Visiting Undergraduate Student, Alabama A&M
Angelicia Thomas graduated from Alabama A&M University as a physics major. She worked in the Savage lab to stitch together images of zerbrafish vasculature across the entire body of the fish and that could be tracked across development. She also used angicart to analyze the data and search for patterns in the vasculature.
Visiting Undergraduate Student, Xi'an Jiatong University
Junyu Cao graduated from Xi'an Jiatong University and will be attending graduate school at UC Berkeley in Operations Research and Management. Junyu worked to developed new theory for the function of sleep by analyzing developmental data for sleep times, brain size, and brain metabolic rate, and then comparing results for how sleep changes with size across species.

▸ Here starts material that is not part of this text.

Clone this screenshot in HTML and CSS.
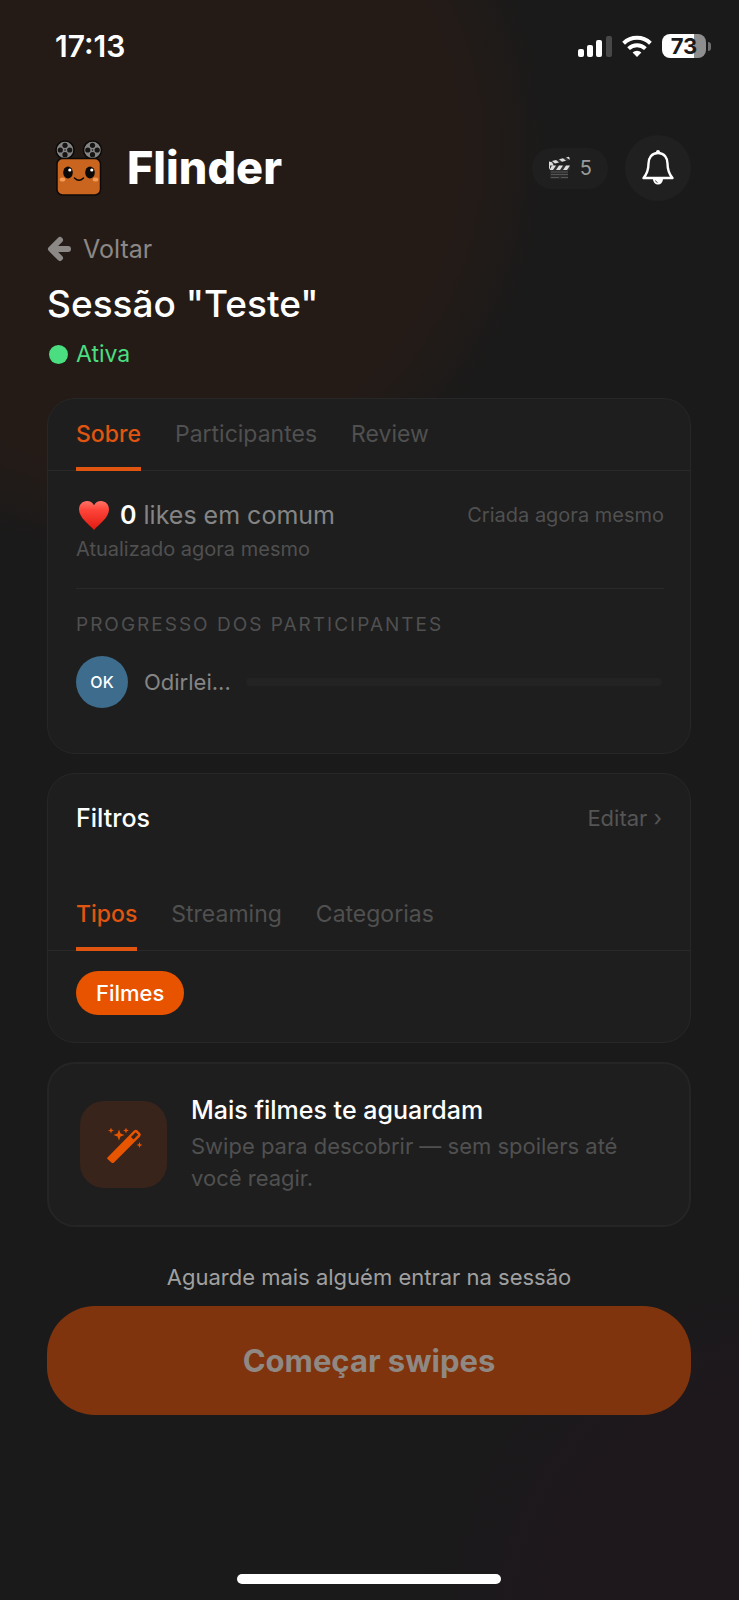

By investigating prominent hypotheses for the function of sleep, such as repair and reorgnization, this research could help disentangle the relative roles and timing of various functions.
High School Student
Maya Josyula graduated from high school from Cupertino, CA and will begin CalTech in Fall 2015. She helped to perform a sensitivity analysis for algortihms used in the OCaml code, Angicart, as applied to available angiographic images. She also helped to analyze data for branching angles and for asymmetric length distributions as well as understanding and helping to develop models to understand these data.
High School Student
Matthew Aquilina helped the lab edit and improve its MySQL databases and webpages for searching and downloading data.
High School Student
Edward Hu analyzed empirical data for vascular networks and helped to conduct rigorous tests of theories for optimal branching angles and length distributions. He will be attending USC.